The role of thiamine deficiency in alcoholic brain disease

Alcohol Research & Health, Spring, 2003 by Peter R. Martin, Charles K. Singleton, Susanne Hiller-Sturmhofel

ALCOHOL'S EFFECTS ON THIAMINE UPTAKE AND FUNCTION

As noted earlier, thiamine deficiency in affluent countries clearly is linked to alcoholism, occurring in up to 80 percent of alcoholics (e.g., Morgan 1982). However, only a subset of these alcoholics develop brain disorders such as WKS. Moreover, identical twins (who share all of their genetic information) show greater similarity with respect to alcohol-induced brain disease than do fraternal twins (who share on average 50 percent of their genetic information). These two observations have led to the conclusion that a genetic predis-position to thiamine deficiency and its effects may exist, as will be discussed in more detail in the section "Differential Sensitivity to Thiamine Deficiency."

Research over the past 30 years has identified several mechanisms through which alcoholism may contribute to thiamine deficiency. The most important of these mechanisms (as discussed in Hoyumpa 1980) include:

* Inadequate nutritional intake

* Decreased absorption of thiamine from the gastrointestinal tract and reduced uptake into cells

* Impaired utilization of thiamine in the cells.

Inadequate Nutritional Intake

Although most people require a minimum of 0.33 mg thiamine for each 1,000 kcal of energy they consume, alcoholics tend to consume less than 0.29 mg/1,000 kcal (Woodhill and Nobile 1972). In fact, in an early study of 3,000 alcoholics admitted to hospitals because of alcohol withdrawal symptoms or other alcohol-related illnesses, 40 percent exhibited periodic thiamine deficiency during drinking binges, 25 percent exhibited prolonged thiamine deficiency with some periods of normal intake, and 35 percent exhibited continuous thiamine deficiency (Leevy and Baker 1968). A later study found that alcoholic patients had significantly lower average levels of a thiamine compound containing one phosphate group (i.e., thiamine monophosphate), but the average levels of free thiamine and ThDP were similar in alcoholics and control subjects (Tallaksen et al. 1992). However, some of the alcoholics in that study had extremely high levels of free thiamine, suggesting that they may have had a problem in the steps that lead to the conversion of thiamine into its active, phosphate-containing form.

Decreased Uptake of Thiamine From the Gastrointestinal Tract

Animal studies have helped elucidate the mechanisms of normal and alcoholimpaired thiamine uptake from the gastrointestinal tract into the blood and cells. To be used by the body, thiamine must cross a number of barriers, first transferring across the membranes of the cells lining the gut (i.e., enterocytes), then entering those cells, and then crossing the membranes at the other end of the cells to enter the bloodstream. At low thiamine concentrations, such as those normally found in the human body, this transfer is achieved by a specific thiamine transporter molecule that requires energy.
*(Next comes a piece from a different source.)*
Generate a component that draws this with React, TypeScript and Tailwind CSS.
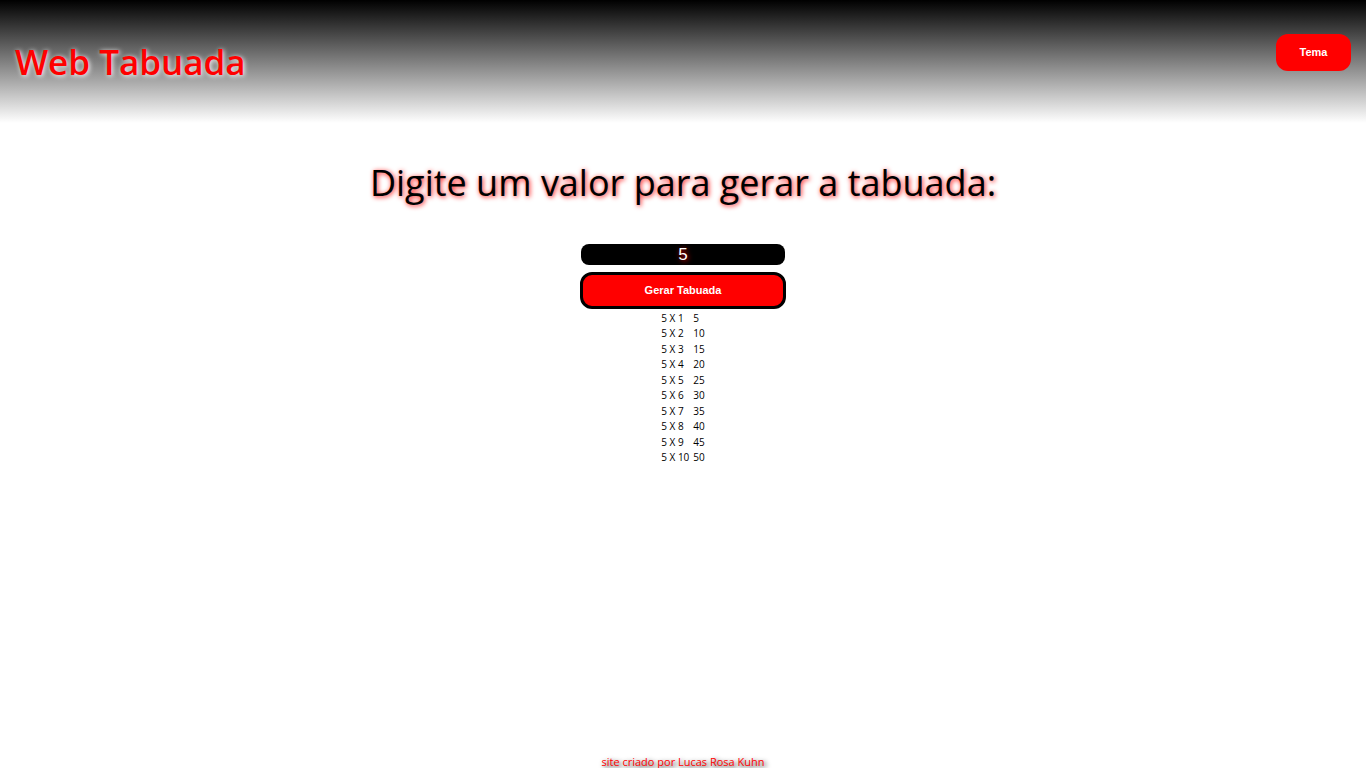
import { useState } from "react";

const FACTORS = [1, 2, 3, 4, 5, 6, 7, 8, 9, 10];

export default function App() {
  const [value, setValue] = useState("5");
  const [base, setBase] = useState(5);
  const [dark, setDark] = useState(false);

  return (
    <div
      className={`flex min-h-screen flex-col font-['Trebuchet_MS','Open_Sans',sans-serif] ${
        dark ? "bg-neutral-900 text-white" : "bg-white text-black"
      }`}
    >
      <header className="flex h-[123px] items-center justify-between bg-linear-to-b/srgb from-black to-white px-[15px]">
        <h1 className="text-[35px] leading-[46px] font-semibold text-[#ff0000] [text-shadow:1px_1px_5px_#fff]">
          Web Tabuada
        </h1>
        <button
          type="button"
          onClick={() => setDark(!dark)}
          className="mb-[18px] h-[37px] w-[75px] rounded-xl bg-[#ff0000] font-['Liberation_Sans',Arial,sans-serif] text-[11px] font-bold text-white"
        >
          Tema
        </button>
      </header>

      <main className="flex flex-1 flex-col items-center pt-[37px]">
        <label
          htmlFor="valor"
          className="text-center text-[36px] leading-[46px] [text-shadow:1px_1px_5px_#ff0000]"
        >
          Digite um valor para gerar a tabuada:
        </label>
        <form
          className="mt-[38px] flex flex-col items-center gap-[7px] font-['Liberation_Sans',Arial,sans-serif]"
          onSubmit={(event) => {
            event.preventDefault();
            setBase(Number(value));
          }}
        >
          <input
            id="valor"
            type="text"
            inputMode="numeric"
            value={value}
            onChange={(event) => setValue(event.target.value)}
            className="h-[21px] w-[204px] rounded-lg bg-black text-center text-[17px] leading-[21px] text-white [text-shadow:1px_1px_5px_#ff0000]"
          />
          <button
            type="submit"
            className="h-[37px] w-[206px] rounded-xl border-3 border-black bg-[#ff0000] text-[11px] font-bold text-white"
          >
            Gerar Tabuada
          </button>
        </form>
        <table className="mt-px h-[155px] text-[10px] leading-[14px]">
          <tbody>
            {FACTORS.map((factor) => (
              <tr key={factor}>
                <td className="pr-1">
                  {base} X {factor}
                </td>
                <td>{base * factor}</td>
              </tr>
            ))}
          </tbody>
        </table>
      </main>

      <footer className="text-center text-[11px] leading-[13px] text-[#ff0000] [text-shadow:2px_2px_5px_#000]">
        site criado por Lucas Rosa Kuhn
      </footer>
    </div>
  );
}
This is called an active transport process and seems to be associated with the rapid addition of two phosphate groups by the enzyme thiamine diphosphokinase (TPK) once the thiamine is inside the cell. At high thiamine concentrations, however, such as can be achieved after additional thiamine is administered, thiamine transport occurs through a passive process--that is, a mechanism that requires no energy.